## Problem requirements
Search the material for the string "with", then return every line where it is found.

:: Task data ::

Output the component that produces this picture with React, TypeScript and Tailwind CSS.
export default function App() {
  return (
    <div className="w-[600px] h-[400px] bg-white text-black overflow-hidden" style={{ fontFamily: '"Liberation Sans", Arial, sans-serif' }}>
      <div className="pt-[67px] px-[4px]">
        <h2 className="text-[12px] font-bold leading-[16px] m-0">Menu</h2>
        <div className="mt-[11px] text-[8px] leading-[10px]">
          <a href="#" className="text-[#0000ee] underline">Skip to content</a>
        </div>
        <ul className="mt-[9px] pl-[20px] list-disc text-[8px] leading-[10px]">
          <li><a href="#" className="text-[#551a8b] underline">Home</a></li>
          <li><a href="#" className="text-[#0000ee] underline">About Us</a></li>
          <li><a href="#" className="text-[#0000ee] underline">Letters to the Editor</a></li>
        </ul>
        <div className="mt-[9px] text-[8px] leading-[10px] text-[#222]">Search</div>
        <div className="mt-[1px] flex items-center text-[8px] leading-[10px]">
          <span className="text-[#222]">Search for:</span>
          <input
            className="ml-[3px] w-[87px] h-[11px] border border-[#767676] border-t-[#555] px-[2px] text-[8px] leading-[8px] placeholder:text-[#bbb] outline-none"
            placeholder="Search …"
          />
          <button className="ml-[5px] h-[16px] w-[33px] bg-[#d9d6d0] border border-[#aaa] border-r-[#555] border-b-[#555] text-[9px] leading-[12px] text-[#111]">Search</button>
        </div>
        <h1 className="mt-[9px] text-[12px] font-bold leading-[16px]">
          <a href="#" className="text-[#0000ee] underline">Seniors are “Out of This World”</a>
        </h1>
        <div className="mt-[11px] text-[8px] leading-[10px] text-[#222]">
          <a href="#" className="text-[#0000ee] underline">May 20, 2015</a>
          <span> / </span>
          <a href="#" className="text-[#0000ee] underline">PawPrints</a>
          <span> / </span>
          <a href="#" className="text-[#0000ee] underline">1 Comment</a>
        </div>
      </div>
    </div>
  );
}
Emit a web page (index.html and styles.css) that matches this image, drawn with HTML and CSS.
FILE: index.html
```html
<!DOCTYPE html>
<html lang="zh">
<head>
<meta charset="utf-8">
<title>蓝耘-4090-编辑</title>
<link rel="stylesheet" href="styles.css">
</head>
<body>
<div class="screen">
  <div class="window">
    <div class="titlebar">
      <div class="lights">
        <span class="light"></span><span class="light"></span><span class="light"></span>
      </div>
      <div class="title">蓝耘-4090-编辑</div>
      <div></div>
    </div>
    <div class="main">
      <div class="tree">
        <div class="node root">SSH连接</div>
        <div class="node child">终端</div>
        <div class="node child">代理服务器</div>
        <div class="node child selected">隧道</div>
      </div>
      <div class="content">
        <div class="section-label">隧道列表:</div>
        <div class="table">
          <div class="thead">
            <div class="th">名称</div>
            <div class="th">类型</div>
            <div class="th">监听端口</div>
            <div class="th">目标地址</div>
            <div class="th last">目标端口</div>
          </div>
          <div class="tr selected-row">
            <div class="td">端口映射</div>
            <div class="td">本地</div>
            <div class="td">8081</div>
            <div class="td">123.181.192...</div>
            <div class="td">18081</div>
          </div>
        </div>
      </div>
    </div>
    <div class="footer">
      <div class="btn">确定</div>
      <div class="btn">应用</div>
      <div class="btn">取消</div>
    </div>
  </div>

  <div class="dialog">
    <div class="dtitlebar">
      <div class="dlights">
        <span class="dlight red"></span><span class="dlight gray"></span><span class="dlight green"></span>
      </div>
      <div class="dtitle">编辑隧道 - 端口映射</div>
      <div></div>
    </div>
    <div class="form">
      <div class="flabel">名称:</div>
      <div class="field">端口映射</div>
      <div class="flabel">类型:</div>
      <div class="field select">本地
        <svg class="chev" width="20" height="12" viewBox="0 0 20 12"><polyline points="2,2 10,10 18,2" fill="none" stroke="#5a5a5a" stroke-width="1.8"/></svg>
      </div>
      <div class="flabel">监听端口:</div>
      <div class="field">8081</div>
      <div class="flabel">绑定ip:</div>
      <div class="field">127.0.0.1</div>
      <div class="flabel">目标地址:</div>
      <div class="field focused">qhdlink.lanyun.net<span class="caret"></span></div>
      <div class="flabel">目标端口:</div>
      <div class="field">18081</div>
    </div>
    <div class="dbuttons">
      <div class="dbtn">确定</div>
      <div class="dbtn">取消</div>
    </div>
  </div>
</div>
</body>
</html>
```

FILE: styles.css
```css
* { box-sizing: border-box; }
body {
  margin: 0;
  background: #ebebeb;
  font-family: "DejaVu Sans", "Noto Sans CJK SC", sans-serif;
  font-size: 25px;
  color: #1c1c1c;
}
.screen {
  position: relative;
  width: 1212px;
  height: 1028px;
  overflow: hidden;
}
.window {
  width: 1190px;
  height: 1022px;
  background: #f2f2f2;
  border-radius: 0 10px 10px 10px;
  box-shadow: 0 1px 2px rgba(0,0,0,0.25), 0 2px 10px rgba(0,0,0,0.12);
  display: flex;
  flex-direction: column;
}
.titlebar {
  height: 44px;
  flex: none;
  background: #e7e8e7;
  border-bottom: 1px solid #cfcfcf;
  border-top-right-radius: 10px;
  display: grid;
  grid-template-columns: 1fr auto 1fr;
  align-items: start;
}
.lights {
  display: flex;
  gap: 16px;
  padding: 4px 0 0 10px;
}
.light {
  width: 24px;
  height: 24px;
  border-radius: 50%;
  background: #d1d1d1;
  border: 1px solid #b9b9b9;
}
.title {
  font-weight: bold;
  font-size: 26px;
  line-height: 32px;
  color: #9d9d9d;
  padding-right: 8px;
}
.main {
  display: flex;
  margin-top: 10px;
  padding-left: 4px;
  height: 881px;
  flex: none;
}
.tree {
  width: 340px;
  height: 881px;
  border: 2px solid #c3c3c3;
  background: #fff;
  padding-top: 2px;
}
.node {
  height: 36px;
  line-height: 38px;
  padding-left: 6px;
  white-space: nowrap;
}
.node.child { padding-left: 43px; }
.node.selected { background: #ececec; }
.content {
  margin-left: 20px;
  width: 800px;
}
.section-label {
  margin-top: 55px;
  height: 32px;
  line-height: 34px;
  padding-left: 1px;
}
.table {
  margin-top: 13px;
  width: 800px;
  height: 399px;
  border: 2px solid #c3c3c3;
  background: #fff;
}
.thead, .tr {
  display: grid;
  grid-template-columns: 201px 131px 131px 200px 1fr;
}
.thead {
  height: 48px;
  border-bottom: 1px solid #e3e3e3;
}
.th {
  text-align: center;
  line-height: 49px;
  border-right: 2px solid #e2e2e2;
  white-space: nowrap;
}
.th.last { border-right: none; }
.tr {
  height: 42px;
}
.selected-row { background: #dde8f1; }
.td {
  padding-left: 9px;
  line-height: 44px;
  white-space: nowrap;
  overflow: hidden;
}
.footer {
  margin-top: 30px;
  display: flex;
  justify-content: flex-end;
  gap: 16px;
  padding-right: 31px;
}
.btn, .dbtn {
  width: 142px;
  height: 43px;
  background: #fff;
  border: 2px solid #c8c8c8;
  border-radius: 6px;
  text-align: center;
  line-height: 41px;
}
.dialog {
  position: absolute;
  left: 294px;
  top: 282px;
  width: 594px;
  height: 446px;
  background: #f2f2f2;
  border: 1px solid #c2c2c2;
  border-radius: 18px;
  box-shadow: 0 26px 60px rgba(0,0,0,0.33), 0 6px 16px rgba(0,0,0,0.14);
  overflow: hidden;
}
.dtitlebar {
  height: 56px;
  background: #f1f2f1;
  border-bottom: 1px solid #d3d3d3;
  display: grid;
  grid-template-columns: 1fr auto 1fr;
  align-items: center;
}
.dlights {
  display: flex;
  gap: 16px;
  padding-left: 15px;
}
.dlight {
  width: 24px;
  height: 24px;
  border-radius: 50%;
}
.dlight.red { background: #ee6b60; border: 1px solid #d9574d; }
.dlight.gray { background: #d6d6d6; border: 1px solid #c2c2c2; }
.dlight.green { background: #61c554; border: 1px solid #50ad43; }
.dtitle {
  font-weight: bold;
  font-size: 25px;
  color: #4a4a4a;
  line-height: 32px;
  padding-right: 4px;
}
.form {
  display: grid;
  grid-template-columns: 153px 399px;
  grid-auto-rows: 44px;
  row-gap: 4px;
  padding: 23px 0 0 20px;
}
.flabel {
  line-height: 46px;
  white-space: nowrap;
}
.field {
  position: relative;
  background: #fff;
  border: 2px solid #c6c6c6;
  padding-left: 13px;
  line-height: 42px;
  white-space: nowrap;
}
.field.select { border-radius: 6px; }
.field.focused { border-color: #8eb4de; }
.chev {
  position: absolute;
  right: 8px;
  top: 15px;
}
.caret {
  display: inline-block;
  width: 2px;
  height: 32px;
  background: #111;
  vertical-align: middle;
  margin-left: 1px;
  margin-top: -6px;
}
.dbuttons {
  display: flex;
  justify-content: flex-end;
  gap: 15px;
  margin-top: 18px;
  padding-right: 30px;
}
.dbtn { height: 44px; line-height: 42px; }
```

:::

## Response to this exercise
Output the component that produces this picture with React, TypeScript and Tailwind CSS.
Emit a web page (index.html and styles.css) that matches this image, drawn with HTML and CSS.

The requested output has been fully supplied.